The Conference on Spiritual Activism drew 1200 people of various faiths and beliefs from across the United States. Calling themselves the Network of Spiritual Progressives, attendees spent part of their time in lectures, but the main reason they came to Washington was to meet with their representatives in Congress.

California Congressman Sam Farr welcomed five of his constituents who were in Washington for the conference, telling them he was pleased they were being organized.

The meeting in Congressman Farr's office was just one of hundreds set up by the Spiritual Progressives to present their concern that the only message espousing moral values that gets repeated in Washington is that of the Religious Right, and that message doesn't represent everyone's spiritual values.

The man most responsible for organizing this new movement of spiritual progressives is Rabbi Michael Lerner, whose research in the mid-1980s showed that many Americans hunger for spiritual meaning in their lives. He found that many Democrats switched to the Republican Party because conservatives spoke more openly of religious values than liberals.

"Traditional liberals have created a culture which very often makes people who are into God or into spirituality feel as though they are not welcome," Lerner says. "They give out the message that you are probably on a lower level of intellectual or psychological development if you take God seriously or if you take some kind of spiritual practice seriously."

Rabbi Lerner says conservatives are right to say there is a spiritual crisis in society, but many Americans say the image of God portrayed by the Religious Right is not the God they know.

"The God that they were taught about, whether it was in Judaism or Christianity or Islam," Lerner says, "was a God of love, of caring. They feel that that God has been made invisible. In contemporary America, people think the sacred is on the side of power and domination." He says the Spiritual Progressives are "trying to rectify that and re-balance it, by bringing out the side of God's love, of caring and of generosity."

The Spiritual Progressives, who include humanists as well as members of many faiths, presented Congressional lawmakers with a "Spiritual Covenant with America," the groups' proposal for more enlightened national policies. Among them: affordable health care, an education system that teaches values of love and caring, better stewardship of the environment, and an ambitious foreign aid plan patterned after America's post-World War Two Marshall Plan, which helped rebuild a war-shattered Europe.

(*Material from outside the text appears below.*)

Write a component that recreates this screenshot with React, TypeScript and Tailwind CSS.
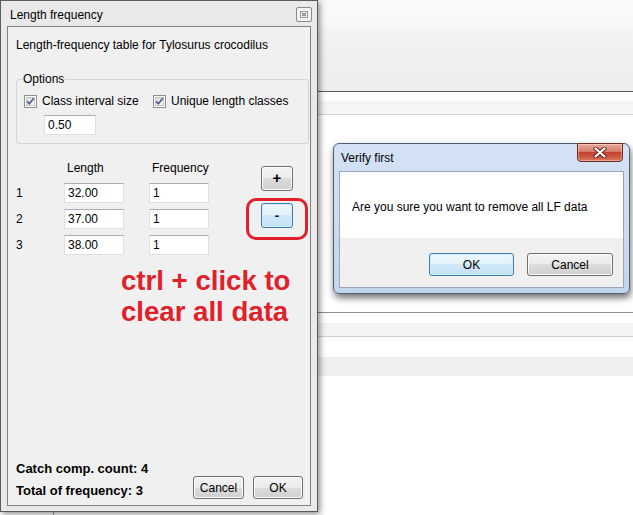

This time, the U.S. led development effort would aim at eradicating poverty, hunger and environmental blight in poor countries around the world. Michael Lerner says the "global Marshall Plan" would use five percent of America's gross domestic product each year for a total of 20 consecutive years "to eliminate poverty, hunger, homelessness, inadequate health care, inadequate education, and to rectify the damage done to the environment by 150 years of irresponsible industrialization in both capitalist and socialist countries."

Rabbi Lerner believes the covenant marks the beginning of an important grass roots political and social movement, like the Women's movement and the Civil Rights movement of the past. And he believes that, like them, the Spiritual Progressives can transform America.